James Bond undoubtedly would love the decor, but he’d be miffed by the little things. Every time I’ve dined here, there’s been a shortage of busboys, so the overworked waiters have to clear the tables. The kitchen doesn’t operate on all cylinders, either. There is an executive chef, but he was absent three of the four times I ate here. To judge by what I had, his presence is clearly missed.

Most of the food, however, is straight up and well conceived. Credit for that goes to Alan Greeley, chef-owner of the Golden Truffle. Greeley, a racing enthusiast, was hired as a consultant when business stalled. His imprimatur is now on several dishes, such as the creative egg rolls, comforting pot roast and authentic strawberry shortcake.

The menu is mostly American with occasional touches of South America and the Pacific Rim.

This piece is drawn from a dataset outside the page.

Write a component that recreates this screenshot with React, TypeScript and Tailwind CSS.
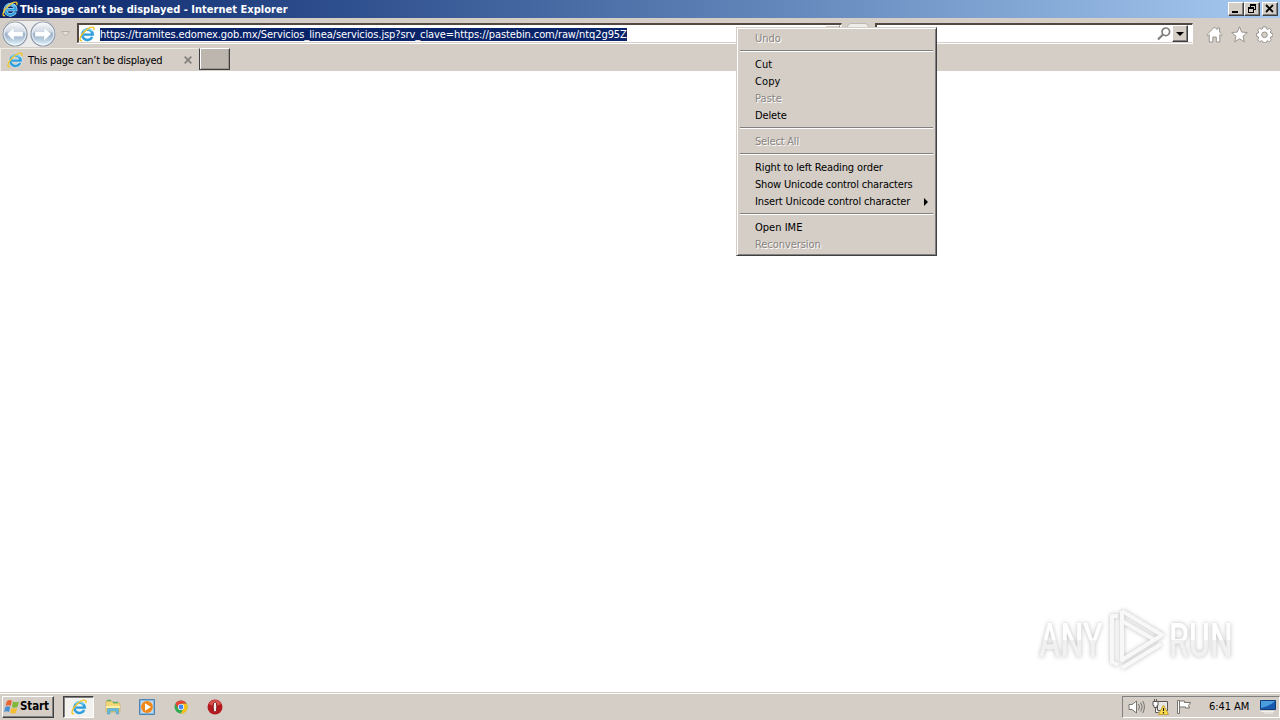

Everyone starts with a basket of hot French bread and a side dish of chimichurri, a flavorful Argentine dipping sauce made from olive oil, parsley and garlic.

The best appetizers, hands down, are the egg rolls (“roll bars” on this menu) and the crab cakes, both similar to versions served at the Golden Truffle. The egg rolls are stuffed with a fragrantly spiced mixture of minced chicken and vegetables and handsomely presented--cut at 45-degree angles and garnished with a “spaghetti” of beets and carrots. The golden brown crab cakes are light and flaky and go wonderfully with a mayonnaise-like Dijon mustard sauce served on the side.

Watch for the black flag if you choose any of the other appetizers, though. Turbo-style chicken wings (buffalo wings) are spicy but soggy. The artichoke and spinach dip, served in a huge crock flanked by a pile of multicolored tortilla chips, is oily and insipid.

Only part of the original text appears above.